Guth v. Loft, 23 Del. Ch. 255, 5 A.2d 503, 511 (Del. 1939).
Because R&R is a District of Columbia corporation, the Court looks to District of Columbia law to ascertain the fiduciary obligations of its officers and directors. See Weiss v. Kay Jewelry Stores, Inc., 152 U.S. App. D.C. 350, 470 F.2d 1259, 1268 (D.C. Cir. 1972). However, the Court knows of no occasion when the District of Columbia Court of Appeals has addressed a situation similar to that presented here. Nevertheless, the Court assumes the District of Columbia would follow the general and well-established corporate opportunity doctrine as expressed above. Cf. Int'l Underwriters, Inc. v. Boyle, 365 A.2d 779 (D.C. 1976).
The corporate opportunity doctrine has been applied to the situation at issue here by a district court in the unreported case Ampersand Productions, Inc. v. Stahl, 1986 WL 2449 (E.D. Pa. 1986). In that case, two principals of a close corporation contested ownership of a copyright to a musical play. The Court held that, although the defendant in that case owned the copyright to the play, by producing the play under the aegis of a separate company, the defendant usurped a business opportunity properly belonging to the corporation. Id.
In an analogous case, McKay v. Wahlenmaier, 96 U.S. App. D.C. 313, 226 F.2d 35 (D.C. Cir. 1955), the Court of Appeals of this Circuit applied the corporate opportunity doctrine when it held that a fiduciary of a corporation misappropriated a land lease that the fiduciary knew would be appropriate for the corporation to acquire since it was in the line of the corporation's business.
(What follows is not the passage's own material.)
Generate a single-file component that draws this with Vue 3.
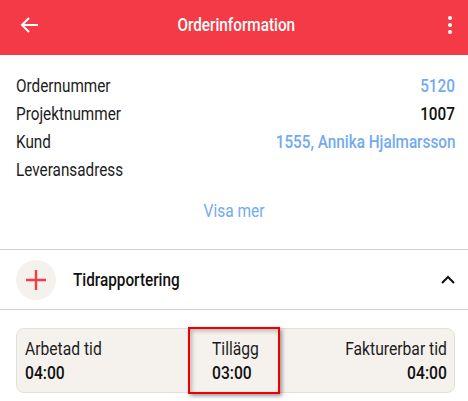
<script setup>
const rows = [
  { label: 'Ordernummer', value: '5120', link: true },
  { label: 'Projektnummer', value: '1007', link: false },
  { label: 'Kund', value: '1555, Annika Hjalmarsson', link: true },
  { label: 'Leveransadress', value: '', link: false }
];
</script>

<template>
  <div class="page">
    <header class="topbar">
      <svg class="back" viewBox="0 0 18 16" width="18" height="16">
        <path d="M18 8H2M9 1L2 8l7 7" fill="none" stroke="#fff" stroke-width="2" />
      </svg>
      <h1 class="title">Orderinformation</h1>
      <div class="more"><i></i><i></i><i></i></div>
    </header>

    <section class="info">
      <div v-for="row in rows" :key="row.label" class="row">
        <span class="narrow">{{ row.label }}</span>
        <span class="narrow value" :class="{ link: row.link }">{{ row.value }}</span>
      </div>
      <div class="show-more">Visa mer</div>
    </section>

    <section class="report-head">
      <div class="add">
        <svg viewBox="0 0 20 20" width="20" height="20">
          <path d="M10 0v20M0 10h20" fill="none" stroke="#f43b49" stroke-width="2.4" />
        </svg>
      </div>
      <span class="narrow report-title">Tidrapportering</span>
      <svg class="chevron" viewBox="0 0 14 9" width="14" height="9">
        <path d="M1 8l6-6 6 6" fill="none" stroke="#111" stroke-width="2" />
      </svg>
    </section>

    <div class="summary">
      <div class="cell">
        <span class="narrow">Arbetad tid</span>
        <strong class="narrow">04:00</strong>
      </div>
      <div class="cell middle">
        <span class="narrow">Tillägg</span>
        <strong class="narrow">03:00</strong>
      </div>
      <div class="cell end">
        <span class="narrow">Fakturerbar tid</span>
        <strong class="narrow">04:00</strong>
      </div>
      <div class="highlight"></div>
    </div>
  </div>
</template>

<style>
html, body { background: #fff; }
</style>

<style scoped>
.page {
  width: 468px;
  height: 401px;
  overflow: hidden;
  font-family: Roboto, sans-serif;
  font-size: 18px;
  color: #1c1c1c;
  background: #fff;
}
/* the reference text is a squeezed Roboto, no condensed cut is installed */
.narrow {
  display: inline-block;
  transform: scaleX(0.85);
  transform-origin: left center;
}
.topbar {
  height: 55px;
  padding: 0 16px 6px 20px;
  box-sizing: border-box;
  background: #f33a46;
  color: #fff;
  display: grid;
  grid-template-columns: 1fr auto 1fr;
  align-items: center;
}
.title {
  margin: 0;
  font-size: 18px;
  font-weight: 500;
  transform: scaleX(0.85);
}
.more {
  justify-self: end;
  display: flex;
  flex-direction: column;
  gap: 3px;
}
.more i { width: 4px; height: 4px; border-radius: 50%; background: #fff; }

.info {
  height: 195px;
  padding-top: 16px;
  box-sizing: border-box;
  border-bottom: 1px solid #cfcfcf;
}
.row {
  height: 28px;
  padding: 0 13px 0 16px;
  display: flex;
  align-items: center;
  justify-content: space-between;
}
.value { font-weight: 500; color: #111; transform-origin: right center; }
.value.link { color: #74aaf2; }
.show-more {
  margin-top: 17px;
  text-align: center;
  color: #74aaf2;
  transform: scaleX(0.86);
}

.report-head {
  height: 60px;
  padding: 0 13px 0 16px;
  box-sizing: border-box;
  border-bottom: 1px solid #cfcfcf;
  display: flex;
  align-items: center;
}
.add {
  width: 40px;
  height: 40px;
  border-radius: 50%;
  background: #f5f2ee;
  display: flex;
  align-items: center;
  justify-content: center;
}
.report-title {
  margin-left: 17px;
  font-weight: 500;
  color: #111;
}
.chevron { margin-left: auto; }

.summary {
  position: relative;
  margin: 18px 13px 0 16px;
  height: 65px;
  padding: 0 7px 0 8px;
  box-sizing: border-box;
  background: #f5f2ee;
  border: 1px solid #e2e0dc;
  border-radius: 8px;
  display: flex;
  align-items: center;
  justify-content: space-between;
}
.cell { display: flex; flex-direction: column; gap: 4px; line-height: 20px; }
.cell .narrow { transform: scaleX(0.87); }
.cell strong { font-weight: 500; color: #111; }
.cell.middle { position: absolute; left: 195px; }
.cell.end { text-align: right; }
.cell.end .narrow { transform-origin: right center; }
.highlight {
  position: absolute;
  left: 171px;
  top: -2px;
  width: 92px;
  height: 67px;
  box-sizing: border-box;
  border: 2px solid #ee0000;
  box-shadow: 2px 2px 4px rgba(0, 0, 0, 0.4), inset 2px 2px 4px rgba(0, 0, 0, 0.25);
}
</style>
The Court noted that a fiduciary owes an obligation to a corporation to
develop [an] opportunity for it and in its behalf, and to refrain from doing anything that might work injury to [the corporation] or deprive it of profit or advantage which [the fiduciary's] skill, knowledge and ability might personally bring to it or enable it to realize in the reasonable exercise of its power.